In the current case, the district court found that Dana faced potential injury from multiple lawsuits if the Trust assigned "Dana rights" to claimants, despite the absence of ongoing litigation threats. The Trust contended that the summary judgment order negated the need for injunctive relief, but the court disagreed, emphasizing that distributing these rights could irreparably harm Dana and disrupt judicial processes. The court assessed the potential harm to Dana against that of the Trust, concluding the Trust's harm was less significant, particularly as distributing "worthless rights" served no party's interests. The Trust's argument about non-compliance with a reorganization plan was dismissed, with the court noting that impossibility is a valid defense against contempt charges if an injunction is issued.
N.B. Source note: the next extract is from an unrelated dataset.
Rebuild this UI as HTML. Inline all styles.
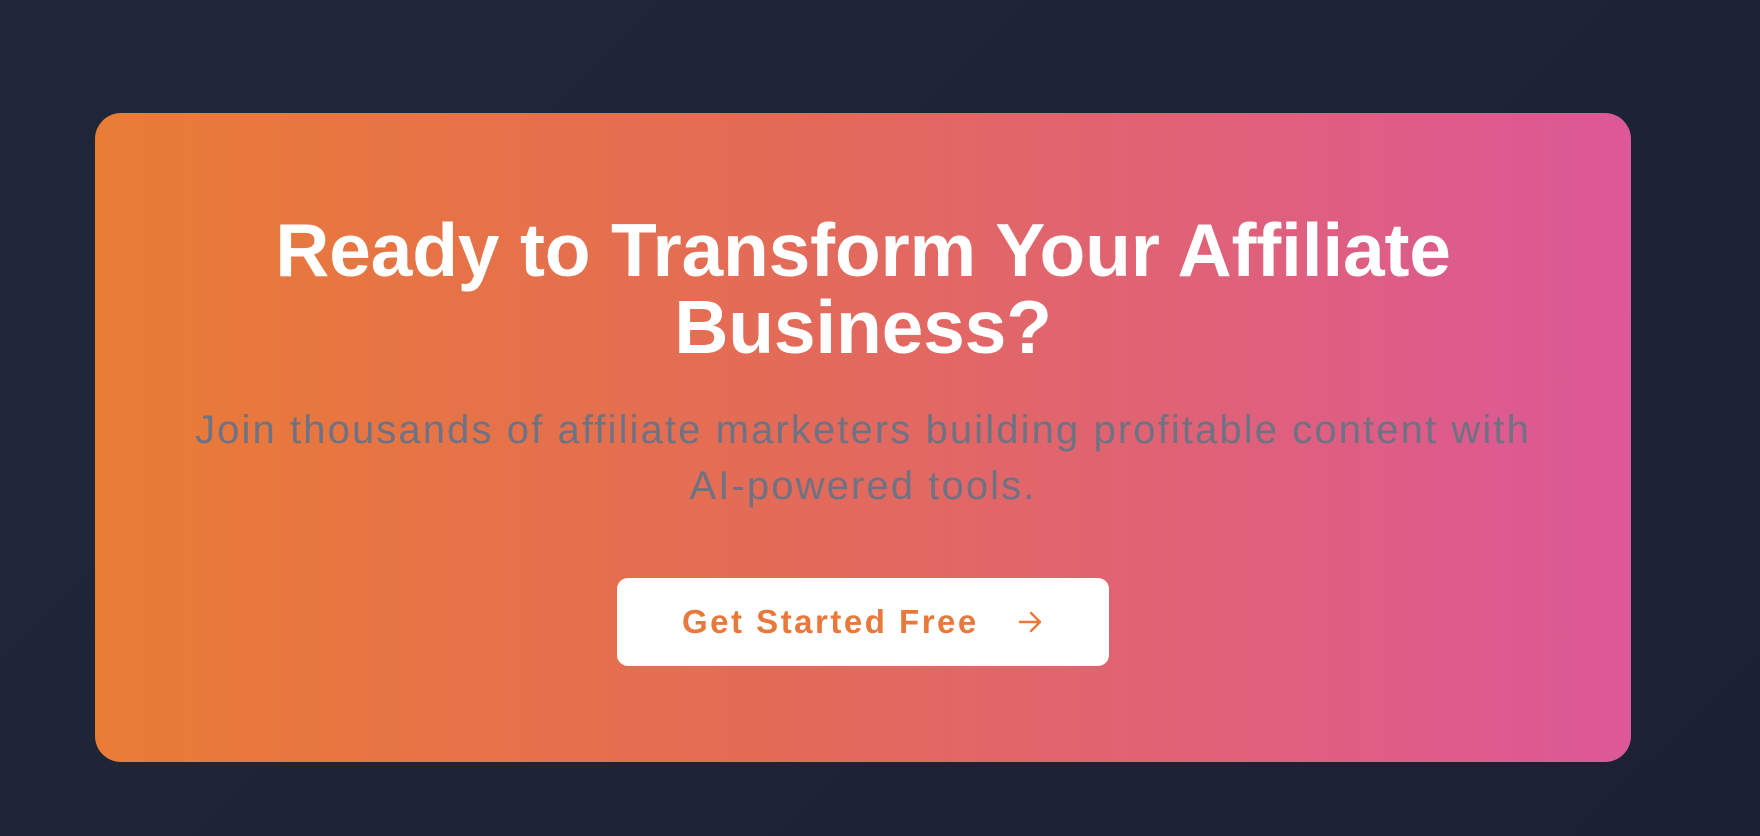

The court determined that the "Dana rights" sought to be transferred by the Trust hold no value following the summary judgment in favor of Dana. Initially, these rights may have had potential value, but the judgment rendered them worthless. The court criticized the confirmed plan's requirement for the Trust to distribute these rights to claimants, asserting it contradicts Judge Potter's injunction and undermines principles of judicial administration, leading to inconsistent judgments across multiple courts. The court found that the risk of irreparable harm to Dana significantly outweighs any potential harm to the Trust, justifying an injunction against the Trust from transferring "Dana rights." This injunction does not conflict with the reorganization plan, as the plan did not establish the existence of these rights, which the district court determined do not exist. Any potential contempt citation against the Trust for not issuing Dana rights would not hold, as the Trust would have a defense of impossibility. The appellate court affirmed the district court's orders in both relevant cases, agreeing with its reasoning.